Barclays and NatWest to give shareholders ‘say on climate’
Banking giants Barclays and NatWest have confirmed that shareholders will get the chance to vote on their climate targets at their forthcoming AGMs, for the first time.
At Natwest, shareholders will be asked whether they support the bank’s “strategic direction” on climate at its AGM in Edinburgh next month. The company set a 2050 net-zero target back in 2020, along with an interim commitment to at least halve the climate impact of financial activities and decisions by 2030.
Since then, it has joined the Partnership for Carbon Accounting Financials (PCAF) in a move which will require it to publicly disclose the climate impacts of projects it finances, and become a founding member of the Prince of Wales’ Financial Services Task Force on net-zero.
NatWest is currently developing an updated climate transition plan, promising alignment with the Paris Agreement’s 1.5C pathway. It revealed this week that it has put the sector-specific targets detailed in the plan forward to the Science-Based Targets initiative for verification.
NatWest Group’s chief executive Alison Rose said: “Tackling climate change is a key strategic priority for NatWest Group. It is also near the top of the agenda for many of our shareholders, and we want to work with all of our stakeholders to help shape our future planning, execution and reporting on climate.
“We have already set out bold targets to help tackle climate change and to support the UK economy’s transition to net-zero. We believe being transparent about our progress is vital, which is why we have decided to give our shareholders this say on climate.”
Similarly, Barclays has this week confirmed that shareholders will get a “say on climate” at its 2022 AGM, which will take place in Manchester in May.
The bank published an updated climate strategy as it sent out the notice of the AGM on Wednesday (23 March). Barclays signalled its support for net-zero by 2050 back in 2020, but has been slow to provide detailed information on delivering this ambition, much to the frustration of sustainability-minded investors and environmental campaign groups.
Detailed in the new climate strategy are commitments to end financing for thermal coal mining and power plants by 2030 in OECD nations and by 2035 elsewhere. There is a notable exception to this rule for coal power plants in the US.
There are no new commitments to limit or end financing for oil and gas companies – including any commitments to limit or end financing for specific activities like oil sands. The strategy acknowledges that most oil and gas majors “are not yet on a 1.5C-aligned pathway” but argues that engagement would be better than divestment, stating that “it would be impracticable for Barclays to try to impose restrictions on financing specific activities”.
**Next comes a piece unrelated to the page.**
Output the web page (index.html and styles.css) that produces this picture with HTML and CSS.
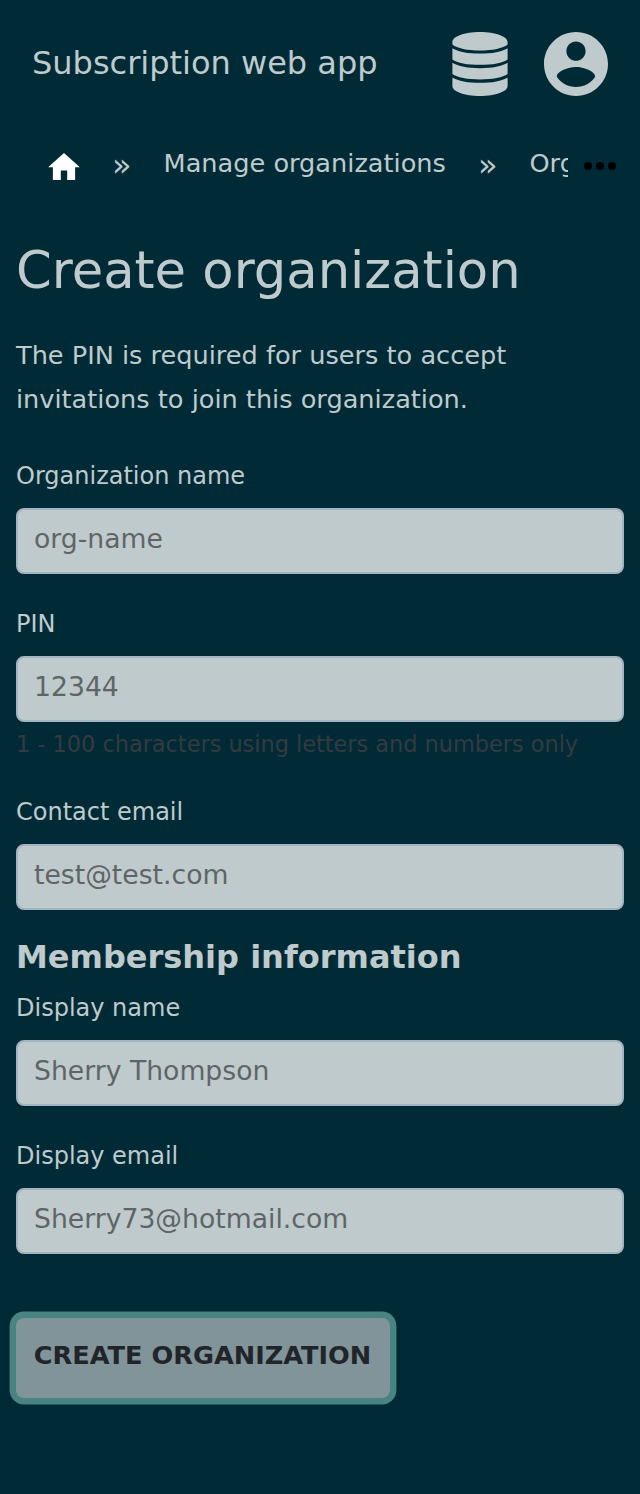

However, there are new 2030 emissions targets for the energy and power sectors. The energy target is to cut absolute portfolio emissions by 40%, against a 2020 baseline. The power sector target is to reduce the carbon intensity of Scope 1 (direct) and Scope 2 (power-related) emissions by at least 50% within the same timeframe.
New 2030 targets are also outlined for steel and cement. As with power, they are intensity-based and do not cover indirect (Scope 3) emissions. Targets for the automotive, manufacturing and residential real estate sectors will be finalised later this year.
Sustainability-minded investors have already expressed disappointment in the strategy, arguing that it is too little, too late.
ShareAction’s senior research officer Lydia Marsden said: “Barclays’ Say on Climate plan lacks the ambition needed to address the climate crisis. By failing to update its oil and gas policy it can continue to finance Paris-misaligned activities such as oil sands and new oil and gas. Investors need to question whether Barclays’ policies and targets truly mark progress or instead enable business as usual for its clients. We call on them to vote against this plan at the bank’s 2022 May AGM.”